Bill Clinton, der übrigens als einziger auch namentlich den beiden Söhnen Kohls kondolierte, würdigte seinen langjährigen politischen Weggefährten dafür, dieser habe eine Welt schaffen wollen, „in der niemand einen anderen dominiert“. Auch diese Anmerkung dürfte nicht ganz ohne aktuelle politische Bezüge gewesen sein. Das gilt wohl ebenso für die Worte des ehemaligen spanischen Ministerpräsidenten Felipe González, der davon sprach, wie sehr die soziale Dimension des europäischen Einigungsprozesses ein Anliegen des verstorbenen deutschen Kanzlers gewesen sei. „Helmut, du verlässt uns zu einem Zeitpunkt, an dem wir dich gebraucht hätten“, verabschiedete González seinen Freund.

Merkel zum Schluss 

Zum Schluss dann Angela Merkel.

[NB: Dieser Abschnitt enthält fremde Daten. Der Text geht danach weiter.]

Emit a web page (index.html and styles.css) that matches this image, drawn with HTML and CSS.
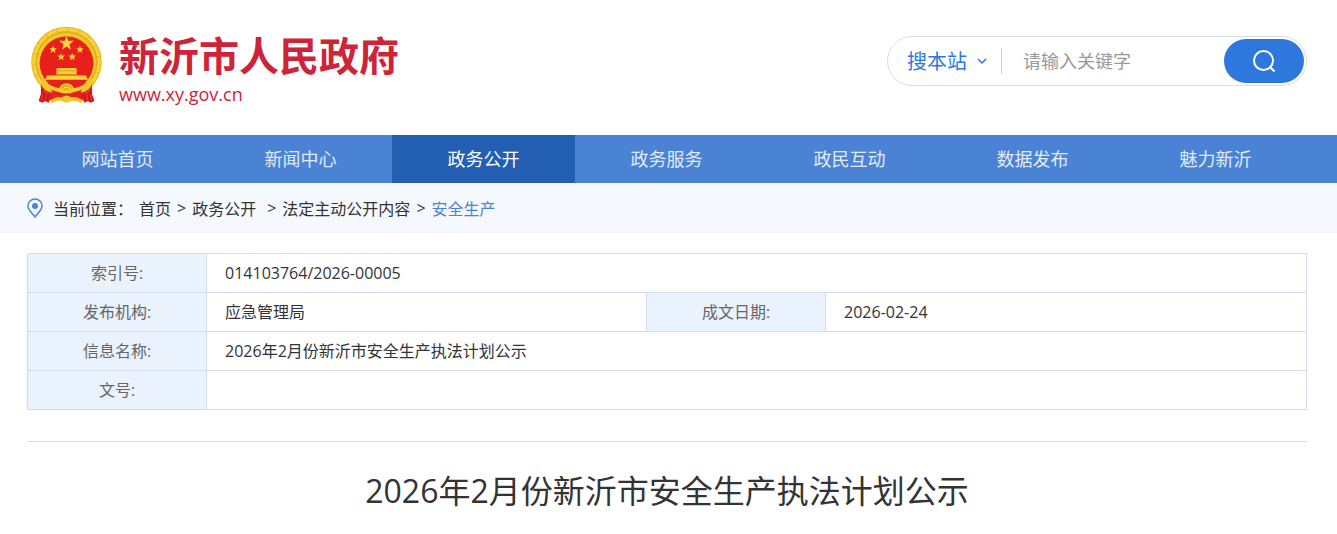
FILE: index.html
```html
<!DOCTYPE html>
<html lang="zh-CN">
<head>
  <meta charset="UTF-8">
  <meta name="viewport" content="width=device-width, initial-scale=1.0">
  <title>2026年2月份新沂市安全生产执法计划公示</title>
  <link rel="stylesheet" href="styles.css">
</head>
<body>
  <header class="header wrap">
    <a class="logo" href="#">
      <svg class="emblem" viewBox="30 20 216 232" aria-hidden="true">
        <circle cx="138" cy="127" r="105" fill="#e9b91f"/>
        <circle cx="138" cy="127" r="97" fill="none" stroke="#f7d23c" stroke-width="9" stroke-dasharray="30 3"/>
        <circle cx="138" cy="129" r="84" fill="none" stroke="#f3c92f" stroke-width="7"/>
        <circle cx="138" cy="128" r="90" fill="none" stroke="#dca31a" stroke-width="2"/>
        <circle cx="138" cy="131" r="80" fill="#e8201c"/>
        <path d="M72 190 H204 L214 200 L214 246 L186 240 L138 234 L90 240 L62 246 L62 200 Z" fill="#e5201b"/>
        <path d="M64 178 L96 214 L90 222 L60 204 Z M212 178 L180 214 L186 222 L216 204 Z" fill="#f3c52b"/>
        <path d="M63 192 Q66 212 92 218 L86 248 L74 243 L66 248 L55 243 L62 222 Z M213 192 Q210 212 184 218 L190 248 L202 243 L210 248 L221 243 L214 222 Z" fill="#d4151b"/>
        <path d="M68 210 Q76 220 88 221 M66 222 L64 242 M78 222 L75 240 M208 210 Q200 220 188 221 M210 222 L212 242 M198 222 L201 240" fill="none" stroke="#ee4038" stroke-width="3"/>
        <path d="M72 183 Q88 200 116 205 Q120 191 138 190 Q156 191 160 205 Q188 200 204 183 L206 190 Q190 211 162 216 Q138 226 114 216 Q86 211 70 190 Z" fill="#f5c92f"/>
        <path d="M123 206 Q126 198 138 197 Q150 198 153 206 M131 210 Q138 203 145 210" fill="none" stroke="#d99a12" stroke-width="3"/>
        <path d="M96 238 Q108 228 124 232 Q138 222 152 232 Q168 228 180 238 L188 240 L181 249 Q160 239 150 244 Q138 251 126 244 Q116 239 95 249 L88 240 Z" fill="#f5c62c"/>
        <path d="M110 145 H166 L168 149 V163 H108 V149 Z" fill="#f5cc33"/>
        <path d="M80 167 H196 L202 180 H74 Z" fill="#f8d33a"/>
        <path d="M106 153 H170 M106 165 H170" stroke="#dfa31e" stroke-width="3"/>
        <g fill="#fbd936">
          <path d="M138 49 L143 64 L160 64 L147 75 L151 91 L138 81 L125 91 L129 75 L116 64 L133 64 Z"/>
          <path id="star" d="M98 78 L101 86 L109 86 L103 92 L105 100 L98 95 L91 100 L93 92 L87 86 L95 86 Z"/>
          <use href="#star" x="80"/>
          <use href="#star" x="24" y="22"/>
          <use href="#star" x="57" y="22"/>
        </g>
      </svg>
      <span class="logo-text">
        <strong class="logo-name">新沂市人民政府</strong>
        <span class="logo-url">www.xy.gov.cn</span>
      </span>
    </a>

    <form class="search" role="search">
      <select class="search-scope" aria-label="搜索范围">
        <option>搜本站</option>
      </select>
      <svg class="search-arrow" viewBox="0 0 10 10" aria-hidden="true"><path d="M1 3 L5 7 L9 3"/></svg>
      <input class="search-input" type="text" placeholder="请输入关键字" aria-label="请输入关键字">
      <button class="search-btn" type="button" aria-label="搜索">
        <svg viewBox="0 0 24 24" aria-hidden="true"><circle cx="11.5" cy="11.5" r="9.5"/><path d="M17.5 17.5 L22.5 22.5"/></svg>
      </button>
    </form>
  </header>

  <nav class="nav">
    <ul class="nav-list">
      <li><a href="#">网站首页</a></li>
      <li><a href="#">新闻中心</a></li>
      <li><a class="on" href="#">政务公开</a></li>
      <li><a href="#">政务服务</a></li>
      <li><a href="#">政民互动</a></li>
      <li><a href="#">数据发布</a></li>
      <li><a href="#">魅力新沂</a></li>
    </ul>
  </nav>

  <div class="position">
    <div class="crumbs wrap">
      <svg class="pin" viewBox="0 0 16 20" aria-hidden="true">
        <path d="M8 1 C4 1 1 4 1 8 C1 12 5 15 8 19 C11 15 15 12 15 8 C15 4 12 1 8 1 Z"/>
        <circle cx="8" cy="8" r="3"/>
      </svg>
      <span class="crumbs-label">当前位置：</span>
      <a href="#">首页</a>
      <span>&gt;</span>
      <a class="channel" href="#">政务公开</a>
      <span>&gt;</span>
      <a href="#">法定主动公开内容</a>
      <span>&gt;</span>
      <a class="current" href="#">安全生产</a>
    </div>
  </div>

  <main class="main wrap">
    <table class="info">
      <colgroup>
        <col class="col-label">
        <col class="col-org">
        <col class="col-label">
        <col>
      </colgroup>
      <tr>
        <th scope="row">索引号:</th>
        <td colspan="3">014103764/2026-00005</td>
      </tr>
      <tr>
        <th scope="row">发布机构:</th>
        <td>应急管理局</td>
        <th scope="row">成文日期:</th>
        <td>2026-02-24</td>
      </tr>
      <tr>
        <th scope="row">信息名称:</th>
        <td colspan="3">2026年2月份新沂市安全生产执法计划公示</td>
      </tr>
      <tr>
        <th scope="row">文号:</th>
        <td colspan="3"></td>
      </tr>
    </table>

    <h1 class="title">2026年2月份新沂市安全生产执法计划公示</h1>
  </main>
</body>
</html>
```
FILE: styles.css
```css
* {
  box-sizing: border-box;
}
body {
  margin: 0;
  background: #fff;
  color: #333;
  font-family: "Open Sans", "Noto Sans CJK SC", sans-serif;
  font-size: 16px;
}
a {
  color: inherit;
  text-decoration: none;
}
.wrap {
  padding: 0 30px 0 27px;
}

/* header */
.header {
  display: flex;
  justify-content: space-between;
  align-items: center;
  height: 135px;
  padding-bottom: 13px;
}
.logo {
  display: flex;
  align-items: center;
  gap: 16px;
  padding: 8px 0 0 3px;
  color: #ce2439;
}
.emblem {
  width: 73px;
  height: 78px;
}
.logo-text {
  display: flex;
  flex-direction: column;
  padding-top: 5px;
}
.logo-name {
  font-size: 40px;
  line-height: 52px;
}
.logo-url {
  font-size: 18px;
  line-height: 24px;
}
.search {
  display: flex;
  align-items: center;
  width: 420px;
  height: 50px;
  padding: 0 2px 0 19px;
  border: 1px solid #d5dfe9;
  border-radius: 25px;
}
.search-scope {
  appearance: none;
  width: 70px;
  padding: 0;
  border: none;
  background: none;
  color: #2e77dc;
  font-family: inherit;
  font-size: 20px;
}
.search-arrow {
  width: 10px;
  height: 10px;
  fill: none;
  stroke: #2e77dc;
  stroke-width: 1.5;
}
.search-input {
  flex: 1;
  min-width: 0;
  height: 26px;
  margin-left: 14px;
  padding: 0 0 0 21px;
  border: none;
  border-left: 1px solid #d0d0d0;
  background: none;
  color: #333;
  font-family: inherit;
  font-size: 18px;
  outline: none;
}
.search-input::placeholder {
  color: #999;
}
.search-btn {
  display: flex;
  align-items: center;
  justify-content: center;
  width: 80px;
  height: 44px;
  border: none;
  border-radius: 22px;
  background: #2e77dc;
  cursor: pointer;
}
.search-btn svg {
  width: 24px;
  height: 24px;
  fill: none;
  stroke: #fff;
  stroke-width: 2;
}

/* navigation */
.nav {
  background: #4a83d3;
}
.nav-list {
  display: flex;
  margin: 0;
  padding: 0 30px 0 26px;
  list-style: none;
}
.nav-list li {
  flex: 1;
}
.nav-list a {
  display: block;
  color: #e1ebf8;
  font-size: 18px;
  line-height: 48px;
  text-align: center;
}
.nav-list .on {
  background: #225eb2;
  color: #fff;
}

/* breadcrumb */
.position {
  background: #f5f9fe;
}
.crumbs {
  display: flex;
  align-items: center;
  gap: 6px;
  height: 50px;
}
.pin {
  width: 16px;
  height: 20px;
  margin-right: 4px;
  fill: none;
  stroke: #4a83d3;
  stroke-width: 1.5;
}
.pin circle {
  fill: #4a83d3;
  stroke: none;
}
.channel {
  margin-right: 5px;
}
.current {
  color: #4a83d3;
}

/* article */
.main {
  padding-top: 20px;
}
.info {
  width: 100%;
  border-collapse: collapse;
  table-layout: fixed;
}
.col-label {
  width: 14%;
}
.col-org {
  width: 34.4%;
}
.info th,
.info td {
  height: 39px;
  padding: 0 18px;
  border: 1px solid #d3dde9;
  font-weight: normal;
  line-height: 24px;
}
.info th {
  background: #eaf3fd;
  color: #666;
  text-align: center;
}
.title {
  margin: 31px 0 0;
  padding-top: 24px;
  border-top: 1px solid #d3dde4;
  font-size: 32px;
  font-weight: normal;
  line-height: 50px;
  text-align: center;
}
```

Dass sie Helmut Kohl als eines Mannes mit „unerschütterlichen Überzeugungen“ gedachte, hatte nicht zuletzt nach dieser parlamentarischen Woche eine besondere Note. „Was er sagte, dazu stand er“: Auch dieser Satz ließ eher an alte politische Tugenden denken als an die aktuelle Berliner Tagespolitik. Aber historische Leistungen, und das wurde bei dieser Trauerfeier besonders klar, werden oft erst in der Rückschau deutlich. Zumindest insofern besteht also kein Grund zum Verzweifeln. „Jede Generation in Europa“, so die deutsche Bundeskanzlerin, „muss Antworten darauf finden, wie Europa zukunftsfest wird.“ Man möchte ihr wünschen, dass sie wie ihr einstiger Mentor Helmut Kohl in der Lage ist, die historische Gunst der Stunde zu erkennen. Und zu nutzen.